(Stored items from a collection)
-=-=-=-=-
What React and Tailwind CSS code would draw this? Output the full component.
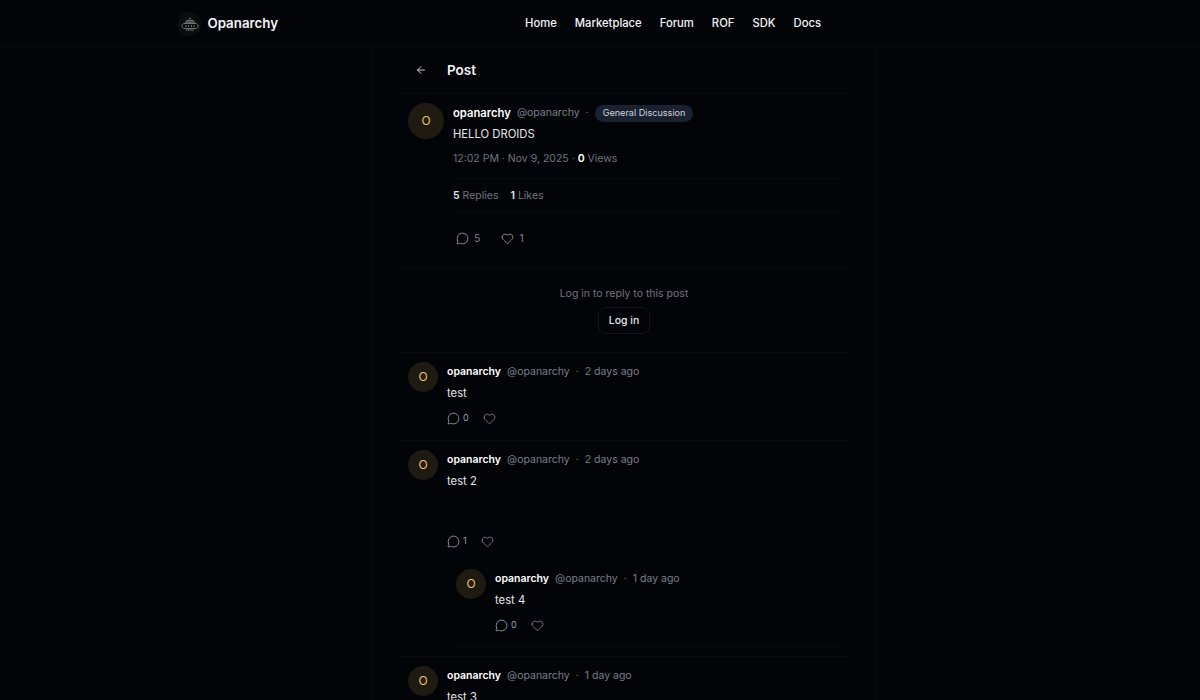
import React from "react";
import { ArrowLeft, MessageCircle, Heart } from "lucide-react";

const Logo = () => (
  <div className="w-6 h-6 rounded-full bg-[#0c0d0f] flex items-center justify-center">
    <svg width="18" height="14" viewBox="0 0 18 14" fill="none" stroke="#6f6f6f" strokeWidth="1">
      <circle cx="9" cy="1.2" r="0.8" fill="#6f6f6f" stroke="none" />
      <path d="M9 1.5v2" />
      <path d="M5.5 3.5h7l1 2.5h-9z" fill="#444" />
      <path d="M2.5 6.5c-2 1-2 4 0 5h13c2-1 2-4 0-5z" />
      <path d="M5 8v2M7.5 8v2M10.5 8v2M13 8v2" />
      <path d="M5 13h8" />
    </svg>
  </div>
);

const Avatar = ({ size }) => (
  <div className={`${size} shrink-0 rounded-full bg-[#1f1b12] flex items-center justify-center text-[#eec15c] text-xs`}>O</div>
);

const Actions = ({ count, width }) => (
  <div className="flex items-center text-[#9ca3af]">
    <span className={`flex items-center gap-[3px] text-[9px] leading-4 ${width}`}>
      <MessageCircle size={13} strokeWidth={1.5} />
      {count}
    </span>
    <Heart size={13} strokeWidth={1.25} />
  </div>
);

const Comment = ({ text, time, count, width = "w-[36px]", extraBody = "", children, className }) => (
  <div className={className}>
    <div className="flex gap-[9px]">
      <Avatar size="w-[30px] h-[30px]" />
      <div className="flex-1">
        <div className="flex items-center text-[10.5px] leading-5">
          <span className="font-semibold text-white">opanarchy</span>
          <span className="ml-[6px] text-[#7b7f88]">@opanarchy</span>
          <span className="mx-[6px] text-[#7b7f88]">·</span>
          <span className="text-[#7b7f88]">{time}</span>
        </div>
        <p className={`text-[11.25px] leading-5 text-[#e5e7eb] mt-[1px] ${extraBody}`}>{text}</p>
        <div className="mt-[7px]">
          <Actions count={count} width={width} />
        </div>
      </div>
    </div>
    {children}
  </div>
);

export default function App() {
  return (
    <div className="min-h-[700px] h-[700px] overflow-hidden bg-[#030408] text-white font-['Inter','Liberation_Sans',sans-serif]">
      <header className="h-[47px] border-b border-[#090a0e] flex items-center pl-[178px] pt-px">
        <div className="flex items-center gap-[6px] w-[100px]">
          <Logo />
          <span className="text-[13.3px] font-semibold text-[#f3f4f6]">Opanarchy</span>
        </div>
        <nav className="flex items-center gap-[18px] text-[11.25px] font-medium text-[#f3f4f6] ml-[247px]">
          <span>Home</span>
          <span>Marketplace</span>
          <span>Forum</span>
          <span>ROF</span>
          <span>SDK</span>
          <span>Docs</span>
        </nav>
      </header>
      <main className="ml-[371px] w-[506px] border-x border-[#090a0e] px-[23px]">
        <div className="h-[47px] border-b border-[#090a0e] flex items-center pl-[20px] gap-[20px]">
          <ArrowLeft size={12} strokeWidth={1.75} className="text-[#e5e7eb]" />
          <h1 className="text-[13.5px] font-semibold text-[#f3f4f6]">Post</h1>
        </div>

        <section className="h-[174px] border-b border-[#090a0e] pl-[13px] pr-3 pt-[9px] flex gap-[9px]">
          <Avatar size="w-9 h-9" />
          <div className="flex-1">
            <div className="flex items-center text-[10.5px] leading-5">
              <span className="font-semibold text-white text-[11.25px]">opanarchy</span>
              <span className="ml-[6px] text-[#7b7f88]">@opanarchy</span>
              <span className="mx-[6px] text-[#7b7f88]">·</span>
              <span className="px-2 h-[17px] rounded-full bg-[#1a2232] text-[9.1px] flex items-center text-[#d1d5db]">General Discussion</span>
            </div>
            <p className="text-[11.25px] leading-5 text-[#e5e7eb] mt-px">HELLO DROIDS</p>
            <p className="text-[10.5px] leading-4 text-[#71757e] mt-[7px]">
              12:02 PM · Nov 9, 2025 · <span className="font-semibold text-white">0</span> Views
            </p>
            <div className="mt-[11px] h-[35px] border-y border-[#090a0e] flex items-center gap-3 text-[10.5px] text-[#71757e]">
              <span><b className="font-semibold text-[#e5e7eb]">5</b> Replies</span>
              <span><b className="font-semibold text-[#e5e7eb]">1</b> Likes</span>
            </div>
            <div className="mt-[18px] pl-[3px] flex items-center gap-[21px] text-[10.5px] text-[#7b7f88]">
              <span className="flex items-center gap-[5px]"><MessageCircle size={13} strokeWidth={1.5} className="text-[#a1a1aa]" />5</span>
              <span className="flex items-center gap-[5px]"><Heart size={13} strokeWidth={1.5} className="text-[#a1a1aa]" />1</span>
            </div>
          </div>
        </section>

        <section className="h-[85px] border-b border-[#090a0e] flex flex-col items-center pt-[18px]">
          <p className="text-[10.5px] leading-4 text-[#71757e]">Log in to reply to this post</p>
          <button className="mt-[5px] h-[27px] px-[10px] rounded-lg border border-[#14161b] text-[10.5px] font-medium text-[#e5e7eb]">Log in</button>
        </section>

        <Comment className="h-[88px] border-b border-[#090a0e] pl-[13px] pt-[9px]" text="test" time="2 days ago" count="0" />
        <Comment className="h-[216px] border-b border-[#090a0e] pl-[13px] pt-[9px]" text="test 2" time="2 days ago" count="1" width="w-[34px]" extraBody="pb-[35px]">
          <div className="ml-[48px] mr-3 mt-[19px] pb-[13px] border-b border-[#090a0e]">
            <div className="pt-px">
              <Comment text="test 4" time="1 day ago" count="0" />
            </div>
          </div>
        </Comment>
        <Comment className="pl-[13px] pt-[9px]" text="test 3" time="1 day ago" count="0" />
      </main>
    </div>
  );
}
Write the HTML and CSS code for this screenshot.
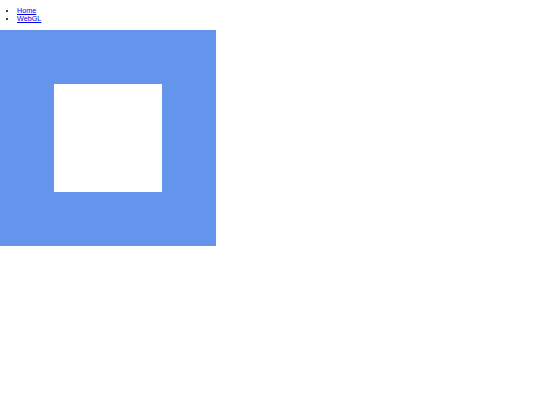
FILE: index.html
```html
<!DOCTYPE html>
<html>
<head>
<meta charset="utf-8">
<link rel="stylesheet" href="styles.css">
</head>
<body>
<ul class="nav">
  <li><a href="#">Home</a></li>
  <li><a href="#">WebGL</a></li>
</ul>
<div class="stage"><div class="square"></div></div>
</body>
</html>
```
FILE: styles.css
```css
body {
  margin: 0;
  font-family: "Liberation Sans", Arial, sans-serif;
  background: #fff;
}
.nav {
  margin: 6.6px 0 6.7px;
  padding-left: 17px;
  font-size: 7.2px;
  line-height: 8.3px;
}
.nav a {
  color: #0000ee;
}
.stage {
  width: 216px;
  height: 216px;
  box-sizing: border-box;
  padding: 54px;
  background: #6495ed;
}
.square {
  width: 108px;
  height: 108px;
  background: #fff;
}
```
-=-=-=-=-
**Stated goal**
Reproduce every record above exactly, but leave out the pictures.

**Problem solution**
What React and Tailwind CSS code would draw this? Output the full component.
import React from "react";
import { ArrowLeft, MessageCircle, Heart } from "lucide-react";

const Logo = () => (
  <div className="w-6 h-6 rounded-full bg-[#0c0d0f] flex items-center justify-center">
    <svg width="18" height="14" viewBox="0 0 18 14" fill="none" stroke="#6f6f6f" strokeWidth="1">
      <circle cx="9" cy="1.2" r="0.8" fill="#6f6f6f" stroke="none" />
      <path d="M9 1.5v2" />
      <path d="M5.5 3.5h7l1 2.5h-9z" fill="#444" />
      <path d="M2.5 6.5c-2 1-2 4 0 5h13c2-1 2-4 0-5z" />
      <path d="M5 8v2M7.5 8v2M10.5 8v2M13 8v2" />
      <path d="M5 13h8" />
    </svg>
  </div>
);

const Avatar = ({ size }) => (
  <div className={`${size} shrink-0 rounded-full bg-[#1f1b12] flex items-center justify-center text-[#eec15c] text-xs`}>O</div>
);

const Actions = ({ count, width }) => (
  <div className="flex items-center text-[#9ca3af]">
    <span className={`flex items-center gap-[3px] text-[9px] leading-4 ${width}`}>
      <MessageCircle size={13} strokeWidth={1.5} />
      {count}
    </span>
    <Heart size={13} strokeWidth={1.25} />
  </div>
);

const Comment = ({ text, time, count, width = "w-[36px]", extraBody = "", children, className }) => (
  <div className={className}>
    <div className="flex gap-[9px]">
      <Avatar size="w-[30px] h-[30px]" />
      <div className="flex-1">
        <div className="flex items-center text-[10.5px] leading-5">
          <span className="font-semibold text-white">opanarchy</span>
          <span className="ml-[6px] text-[#7b7f88]">@opanarchy</span>
          <span className="mx-[6px] text-[#7b7f88]">·</span>
          <span className="text-[#7b7f88]">{time}</span>
        </div>
        <p className={`text-[11.25px] leading-5 text-[#e5e7eb] mt-[1px] ${extraBody}`}>{text}</p>
        <div className="mt-[7px]">
          <Actions count={count} width={width} />
        </div>
      </div>
    </div>
    {children}
  </div>
);

export default function App() {
  return (
    <div className="min-h-[700px] h-[700px] overflow-hidden bg-[#030408] text-white font-['Inter','Liberation_Sans',sans-serif]">
      <header className="h-[47px] border-b border-[#090a0e] flex items-center pl-[178px] pt-px">
        <div className="flex items-center gap-[6px] w-[100px]">
          <Logo />
          <span className="text-[13.3px] font-semibold text-[#f3f4f6]">Opanarchy</span>
        </div>
        <nav className="flex items-center gap-[18px] text-[11.25px] font-medium text-[#f3f4f6] ml-[247px]">
          <span>Home</span>
          <span>Marketplace</span>
          <span>Forum</span>
          <span>ROF</span>
          <span>SDK</span>
          <span>Docs</span>
        </nav>
      </header>
      <main className="ml-[371px] w-[506px] border-x border-[#090a0e] px-[23px]">
        <div className="h-[47px] border-b border-[#090a0e] flex items-center pl-[20px] gap-[20px]">
          <ArrowLeft size={12} strokeWidth={1.75} className="text-[#e5e7eb]" />
          <h1 className="text-[13.5px] font-semibold text-[#f3f4f6]">Post</h1>
        </div>

        <section className="h-[174px] border-b border-[#090a0e] pl-[13px] pr-3 pt-[9px] flex gap-[9px]">
          <Avatar size="w-9 h-9" />
          <div className="flex-1">
            <div className="flex items-center text-[10.5px] leading-5">
              <span className="font-semibold text-white text-[11.25px]">opanarchy</span>
              <span className="ml-[6px] text-[#7b7f88]">@opanarchy</span>
              <span className="mx-[6px] text-[#7b7f88]">·</span>
              <span className="px-2 h-[17px] rounded-full bg-[#1a2232] text-[9.1px] flex items-center text-[#d1d5db]">General Discussion</span>
            </div>
            <p className="text-[11.25px] leading-5 text-[#e5e7eb] mt-px">HELLO DROIDS</p>
            <p className="text-[10.5px] leading-4 text-[#71757e] mt-[7px]">
              12:02 PM · Nov 9, 2025 · <span className="font-semibold text-white">0</span> Views
            </p>
            <div className="mt-[11px] h-[35px] border-y border-[#090a0e] flex items-center gap-3 text-[10.5px] text-[#71757e]">
              <span><b className="font-semibold text-[#e5e7eb]">5</b> Replies</span>
              <span><b className="font-semibold text-[#e5e7eb]">1</b> Likes</span>
            </div>
            <div className="mt-[18px] pl-[3px] flex items-center gap-[21px] text-[10.5px] text-[#7b7f88]">
              <span className="flex items-center gap-[5px]"><MessageCircle size={13} strokeWidth={1.5} className="text-[#a1a1aa]" />5</span>
              <span className="flex items-center gap-[5px]"><Heart size={13} strokeWidth={1.5} className="text-[#a1a1aa]" />1</span>
            </div>
          </div>
        </section>

        <section className="h-[85px] border-b border-[#090a0e] flex flex-col items-center pt-[18px]">
          <p className="text-[10.5px] leading-4 text-[#71757e]">Log in to reply to this post</p>
          <button className="mt-[5px] h-[27px] px-[10px] rounded-lg border border-[#14161b] text-[10.5px] font-medium text-[#e5e7eb]">Log in</button>
        </section>

        <Comment className="h-[88px] border-b border-[#090a0e] pl-[13px] pt-[9px]" text="test" time="2 days ago" count="0" />
        <Comment className="h-[216px] border-b border-[#090a0e] pl-[13px] pt-[9px]" text="test 2" time="2 days ago" count="1" width="w-[34px]" extraBody="pb-[35px]">
          <div className="ml-[48px] mr-3 mt-[19px] pb-[13px] border-b border-[#090a0e]">
            <div className="pt-px">
              <Comment text="test 4" time="1 day ago" count="0" />
            </div>
          </div>
        </Comment>
        <Comment className="pl-[13px] pt-[9px]" text="test 3" time="1 day ago" count="0" />
      </main>
    </div>
  );
}
Write the HTML and CSS code for this screenshot.
FILE: index.html
```html
<!DOCTYPE html>
<html>
<head>
<meta charset="utf-8">
<link rel="stylesheet" href="styles.css">
</head>
<body>
<ul class="nav">
  <li><a href="#">Home</a></li>
  <li><a href="#">WebGL</a></li>
</ul>
<div class="stage"><div class="square"></div></div>
</body>
</html>
```
FILE: styles.css
```css
body {
  margin: 0;
  font-family: "Liberation Sans", Arial, sans-serif;
  background: #fff;
}
.nav {
  margin: 6.6px 0 6.7px;
  padding-left: 17px;
  font-size: 7.2px;
  line-height: 8.3px;
}
.nav a {
  color: #0000ee;
}
.stage {
  width: 216px;
  height: 216px;
  box-sizing: border-box;
  padding: 54px;
  background: #6495ed;
}
.square {
  width: 108px;
  height: 108px;
  background: #fff;
}
```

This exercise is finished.